> _TASK PROMPT_:
All of the material below is to be restated word for word, apart from the pictures.

# Start of DATA LINES

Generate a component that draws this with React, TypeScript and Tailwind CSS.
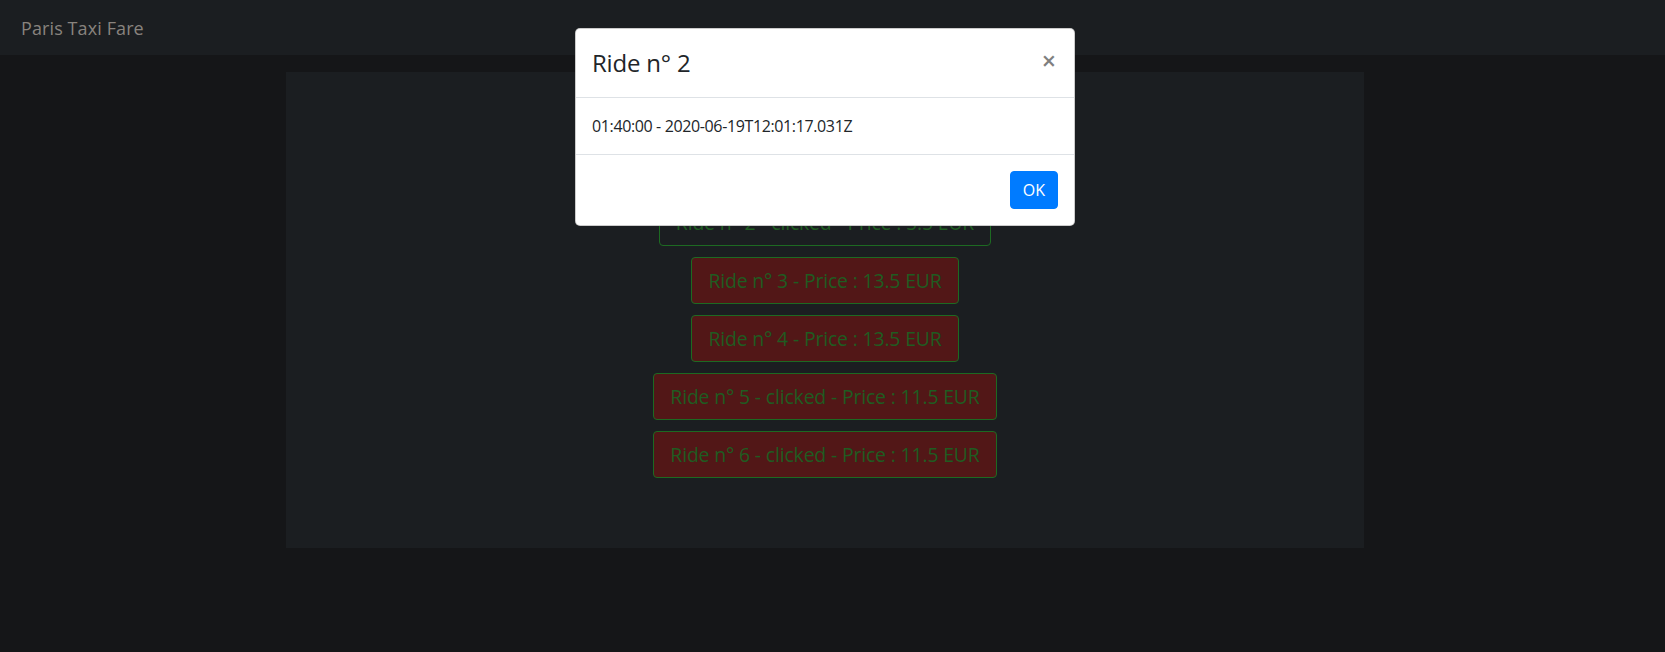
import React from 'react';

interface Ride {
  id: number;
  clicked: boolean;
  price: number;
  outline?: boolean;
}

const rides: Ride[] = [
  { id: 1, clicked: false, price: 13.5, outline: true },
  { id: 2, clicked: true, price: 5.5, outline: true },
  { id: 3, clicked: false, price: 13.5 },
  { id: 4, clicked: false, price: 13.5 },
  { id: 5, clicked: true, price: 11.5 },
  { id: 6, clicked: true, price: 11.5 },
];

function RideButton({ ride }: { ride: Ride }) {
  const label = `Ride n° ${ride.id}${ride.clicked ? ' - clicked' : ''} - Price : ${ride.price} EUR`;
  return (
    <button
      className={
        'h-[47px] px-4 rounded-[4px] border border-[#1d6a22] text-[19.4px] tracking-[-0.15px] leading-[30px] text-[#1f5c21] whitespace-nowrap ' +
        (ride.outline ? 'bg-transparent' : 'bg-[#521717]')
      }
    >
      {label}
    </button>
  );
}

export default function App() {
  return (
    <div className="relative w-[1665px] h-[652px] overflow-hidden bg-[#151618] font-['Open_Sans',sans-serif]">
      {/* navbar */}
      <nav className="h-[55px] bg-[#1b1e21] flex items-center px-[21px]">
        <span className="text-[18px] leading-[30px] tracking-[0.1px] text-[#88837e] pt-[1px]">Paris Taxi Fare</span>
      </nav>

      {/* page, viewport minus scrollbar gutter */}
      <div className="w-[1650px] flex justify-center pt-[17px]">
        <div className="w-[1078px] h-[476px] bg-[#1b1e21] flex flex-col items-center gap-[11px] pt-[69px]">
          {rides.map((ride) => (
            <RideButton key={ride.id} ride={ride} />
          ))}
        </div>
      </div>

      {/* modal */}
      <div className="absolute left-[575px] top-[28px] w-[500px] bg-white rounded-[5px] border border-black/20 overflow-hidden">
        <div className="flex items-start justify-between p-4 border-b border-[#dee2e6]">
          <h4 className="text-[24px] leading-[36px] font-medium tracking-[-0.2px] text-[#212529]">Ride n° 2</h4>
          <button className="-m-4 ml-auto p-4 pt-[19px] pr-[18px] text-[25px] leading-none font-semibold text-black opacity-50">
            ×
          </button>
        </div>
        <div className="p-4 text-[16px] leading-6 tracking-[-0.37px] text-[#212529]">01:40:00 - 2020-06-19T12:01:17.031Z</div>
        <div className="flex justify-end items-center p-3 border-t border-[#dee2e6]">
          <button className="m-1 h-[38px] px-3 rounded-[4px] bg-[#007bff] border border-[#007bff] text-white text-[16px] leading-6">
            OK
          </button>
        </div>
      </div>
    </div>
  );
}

# End of DATA LINES

> _ANSWER TO THIS PROBLEM_:
Generate a component that draws this with React, TypeScript and Tailwind CSS.
import React from 'react';

interface Ride {
  id: number;
  clicked: boolean;
  price: number;
  outline?: boolean;
}

const rides: Ride[] = [
  { id: 1, clicked: false, price: 13.5, outline: true },
  { id: 2, clicked: true, price: 5.5, outline: true },
  { id: 3, clicked: false, price: 13.5 },
  { id: 4, clicked: false, price: 13.5 },
  { id: 5, clicked: true, price: 11.5 },
  { id: 6, clicked: true, price: 11.5 },
];

function RideButton({ ride }: { ride: Ride }) {
  const label = `Ride n° ${ride.id}${ride.clicked ? ' - clicked' : ''} - Price : ${ride.price} EUR`;
  return (
    <button
      className={
        'h-[47px] px-4 rounded-[4px] border border-[#1d6a22] text-[19.4px] tracking-[-0.15px] leading-[30px] text-[#1f5c21] whitespace-nowrap ' +
        (ride.outline ? 'bg-transparent' : 'bg-[#521717]')
      }
    >
      {label}
    </button>
  );
}

export default function App() {
  return (
    <div className="relative w-[1665px] h-[652px] overflow-hidden bg-[#151618] font-['Open_Sans',sans-serif]">
      {/* navbar */}
      <nav className="h-[55px] bg-[#1b1e21] flex items-center px-[21px]">
        <span className="text-[18px] leading-[30px] tracking-[0.1px] text-[#88837e] pt-[1px]">Paris Taxi Fare</span>
      </nav>

      {/* page, viewport minus scrollbar gutter */}
      <div className="w-[1650px] flex justify-center pt-[17px]">
        <div className="w-[1078px] h-[476px] bg-[#1b1e21] flex flex-col items-center gap-[11px] pt-[69px]">
          {rides.map((ride) => (
            <RideButton key={ride.id} ride={ride} />
          ))}
        </div>
      </div>

      {/* modal */}
      <div className="absolute left-[575px] top-[28px] w-[500px] bg-white rounded-[5px] border border-black/20 overflow-hidden">
        <div className="flex items-start justify-between p-4 border-b border-[#dee2e6]">
          <h4 className="text-[24px] leading-[36px] font-medium tracking-[-0.2px] text-[#212529]">Ride n° 2</h4>
          <button className="-m-4 ml-auto p-4 pt-[19px] pr-[18px] text-[25px] leading-none font-semibold text-black opacity-50">
            ×
          </button>
        </div>
        <div className="p-4 text-[16px] leading-6 tracking-[-0.37px] text-[#212529]">01:40:00 - 2020-06-19T12:01:17.031Z</div>
        <div className="flex justify-end items-center p-3 border-t border-[#dee2e6]">
          <button className="m-1 h-[38px] px-3 rounded-[4px] bg-[#007bff] border border-[#007bff] text-white text-[16px] leading-6">
            OK
          </button>
        </div>
      </div>
    </div>
  );
}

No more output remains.